# Tail-recursion

On Jul 14, 2007, at 1:36 AM, Trevor S. wrote:

sum([H|T]) -> H + sum(T);
sum([]) -> 0.

“Oh my god! Won’t that blow the stack?” - well, I think it’s
okay because of something called ‘tail-recursion’ - but like you, I
don’t know what I don’t know.

For what it’s worth: the function definition is “tail-recursive” and
the technique used by the compiler/interpreter to prevent stack
overflow is called “tail-recursion elimination”. That is, the
compiler/interpreter transforms the recursion into an iteration
(which is relatively easy to do for tail-recursive functions).

Regards, Morton

On 7/14/07, Morton G. [email protected] wrote:

On Jul 14, 2007, at 1:36 AM, Trevor S. wrote:

sum([H|T]) → H + sum(T);
sum([]) → 0.

“Oh my god! Won’t that blow the stack?” - well, I think it’s
okay because of something called ‘tail-recursion’ - but like you, I
don’t know what I don’t know.

unfortunately this is not a tail recursive call.
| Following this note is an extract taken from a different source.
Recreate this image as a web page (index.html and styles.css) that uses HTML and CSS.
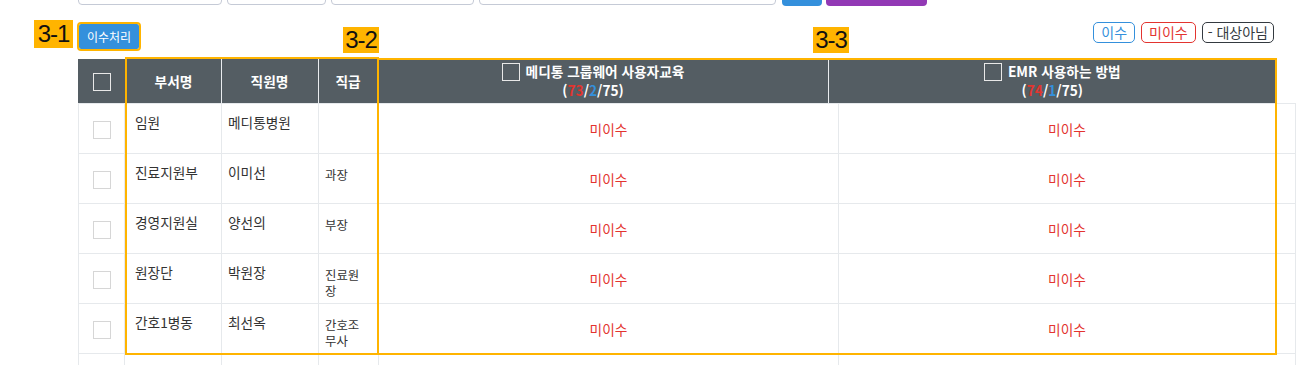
FILE: index.html
```html
<!DOCTYPE html>
<html lang="ko">
<head>
  <meta charset="UTF-8">
  <title>이수처리</title>
  <link rel="stylesheet" href="styles.css">
</head>
<body>
  <div class="page">
    <div class="filters">
      <div class="field w144"></div>
      <div class="field w99"></div>
      <div class="field w143"></div>
      <div class="field w297"></div>
      <div class="btn-search"></div>
      <div class="btn-excel"></div>
    </div>

    <div class="toolbar">
      <button class="btn-complete">이수처리</button>
      <div class="legend">
        <span class="badge done">이수</span>
        <span class="badge undone">미이수</span>
        <span class="badge none">- 대상아님</span>
      </div>
    </div>

    <table class="grid-head">
      <colgroup>
        <col style="width:48px"><col style="width:95px"><col style="width:97px"><col style="width:60px"><col style="width:450px"><col style="width:448px">
      </colgroup>
      <tr>
        <th><span class="chk chk-dark"></span></th>
        <th>부서명</th>
        <th>직원명</th>
        <th>직급</th>
        <th class="first-course">
          <div class="course"><span class="chk chk-dark"></span>메디통 그룹웨어 사용자교육</div>
          <div>(<span class="red">73</span>/<span class="blue">2</span>/75)</div>
        </th>
        <th>
          <div class="course"><span class="chk chk-dark"></span>EMR 사용하는 방법</div>
          <div>(<span class="red">74</span>/<span class="blue">1</span>/75)</div>
        </th>
      </tr>
    </table>

    <table class="grid-body">
      <colgroup>
        <col style="width:46px"><col style="width:97px"><col style="width:97px"><col style="width:60px"><col style="width:460px"><col style="width:457px">
      </colgroup>
      <tr>
        <td class="c-chk"><span class="chk"></span></td>
        <td class="c-dept">임원</td>
        <td class="c-name">메디통병원</td>
        <td class="c-rank"></td>
        <td class="c-state">미이수</td>
        <td class="c-state">미이수</td>
      </tr>
      <tr>
        <td class="c-chk"><span class="chk"></span></td>
        <td class="c-dept">진료지원부</td>
        <td class="c-name">이미선</td>
        <td class="c-rank">과장</td>
        <td class="c-state">미이수</td>
        <td class="c-state">미이수</td>
      </tr>
      <tr>
        <td class="c-chk"><span class="chk"></span></td>
        <td class="c-dept">경영지원실</td>
        <td class="c-name">양선의</td>
        <td class="c-rank">부장</td>
        <td class="c-state">미이수</td>
        <td class="c-state">미이수</td>
      </tr>
      <tr>
        <td class="c-chk"><span class="chk"></span></td>
        <td class="c-dept">원장단</td>
        <td class="c-name">박원장</td>
        <td class="c-rank">진료원장</td>
        <td class="c-state">미이수</td>
        <td class="c-state">미이수</td>
      </tr>
      <tr>
        <td class="c-chk"><span class="chk"></span></td>
        <td class="c-dept">간호1병동</td>
        <td class="c-name">최선옥</td>
        <td class="c-rank">간호조무사</td>
        <td class="c-state">미이수</td>
        <td class="c-state">미이수</td>
      </tr>
      <tr>
        <td class="c-chk"><span class="chk"></span></td>
        <td class="c-dept">간호2병동</td>
        <td class="c-name">김수정</td>
        <td class="c-rank">간호사</td>
        <td class="c-state">미이수</td>
        <td class="c-state">미이수</td>
      </tr>
    </table>

    <!-- 설명용 표시 -->
    <span class="tag tag-1">3-1</span>
    <span class="tag tag-2">3-2</span>
    <span class="tag tag-3">3-3</span>
    <div class="box box-2"></div>
    <div class="box box-3"></div>
  </div>
</body>
</html>
```

FILE: styles.css
```css
html, body {
  margin: 0;
  background-color: #fff;
  overflow: hidden;
}
body {
  font-family: "Noto Sans CJK KR", "Noto Sans", sans-serif;
  font-size: 13.7px;
  color: #333;
}
.page {
  position: relative;
  display: flow-root;
  height: 365px;
  overflow: hidden;
  padding-left: 78px;
}
.filters {
  display: flex;
  align-items: flex-start;
  gap: 5px;
  margin-top: -31px;
  height: 37px;
}
.field {
  height: 34px;
  border: 1px solid #c5cad6;
  border-radius: 4px;
  background: #fff;
}
.w144 { width: 142px; }
.w99 { width: 97px; }
.w143 { width: 141px; }
.w297 { width: 295px; }
.btn-search {
  width: 40px;
  height: 37px;
  border-radius: 4px;
  background-color: #3490dc;
  margin-left: 1px;
}
.btn-excel {
  width: 101px;
  height: 37px;
  border-radius: 4px;
  background-color: #9239b5;
  margin-left: -1px;
}
.toolbar {
  display: flex;
  justify-content: space-between;
  align-items: flex-start;
  width: 1196px;
  margin-top: 16px;
  height: 29px;
}
.btn-complete {
  margin: 2px 0 0 1px;
  width: 60px;
  height: 25px;
  padding: 0;
  border: none;
  border-radius: 2px;
  outline: 2px solid #ffb400;
  background-color: #3490dc;
  color: #fff;
  font-family: inherit;
  font-size: 12px;
  line-height: 25px;
}
.legend {
  display: flex;
  gap: 6px;
}
.badge {
  display: inline-block;
  height: 19px;
  line-height: 19px;
  padding: 0 7px;
  border: 1px solid;
  border-radius: 5px;
  font-size: 14px;
}
.badge.done { color: #3490dc; border-color: #3490dc; }
.badge.undone { color: #e3342f; border-color: #e3342f; }
.badge.none { color: #343a40; border-color: #343a40; padding: 0 5px; }

table {
  border-collapse: collapse;
  table-layout: fixed;
}
.grid-head {
  width: 1198px;
  margin-top: 8px;
}
.grid-head th {
  height: 44px;
  padding: 0;
  background-color: #545d63;
  color: #fff;
  font-weight: bold;
  font-size: 13.7px;
  line-height: 19px;
  text-align: center;
  vertical-align: middle;
  border-left: 1px solid #e9ecef;
}
.grid-head th:first-child { border-left: none; }
.grid-head th.first-course { padding-right: 20px; }
.course {
  display: flex;
  justify-content: center;
  align-items: center;
  gap: 6px;
}
.red { color: #e3342f; }
.blue { color: #3490dc; }

.chk {
  display: inline-block;
  box-sizing: border-box;
  width: 18px;
  height: 18px;
  border: 1px solid #d6d6d6;
  background: #fff;
  vertical-align: middle;
}
.chk-dark {
  border-color: #e8e8e8;
  background: transparent;
}

.grid-body {
  width: 1217px;
}
.grid-body tr {
  height: 50px;
}
.grid-body td {
  padding: 0;
  border: 1px solid #e6e9ec;
  vertical-align: top;
  line-height: 18px;
}
.grid-body td.c-chk {
  text-align: center;
  vertical-align: middle;
}
.grid-body td.c-dept { padding: 9px 8px 0 10px; }
.grid-body td.c-name { padding: 9px 6px 0 6px; }
.grid-body td.c-rank {
  padding: 13px 8px 0 6px;
  font-size: 12.4px;
  line-height: 16px;
  word-break: break-all;
}
.grid-body td.c-state {
  text-align: center;
  vertical-align: middle;
  color: #e3342f;
}

.tag {
  position: absolute;
  background-color: #ffb400;
  color: #111;
  font-family: "Liberation Sans", Arial, sans-serif;
  font-size: 24px;
  letter-spacing: -1px;
  white-space: nowrap;
  text-align: center;
}
.tag-1 { left: 34px; top: 20px; width: 39px; height: 28px; line-height: 28px; }
.tag-2 { left: 343px; top: 27px; width: 36px; height: 26px; line-height: 26px; }
.tag-3 { left: 813px; top: 27px; width: 36px; height: 26px; line-height: 26px; }
.box {
  position: absolute;
  box-sizing: border-box;
  border: 2px solid #ffb400;
}
.box-2 { left: 125px; top: 57px; width: 254px; height: 298px; }
.box-3 { left: 377px; top: 58px; width: 900px; height: 297px; }
```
The recursive call
(sum) is
not the last call, + is. To write this tail recursively, you’d want to
use
an accumulating parameter:

sum(X) → asum(0, X).

asum(N, [H|T]) → asum(H + N, T);
asum(N, []) → N.

For what it’s worth: the function definition is “tail-recursive” and

Hey Logan and Morton,

my thanks to both of you for the information. Quite a lot has fallen
into place in my head because of these two emails.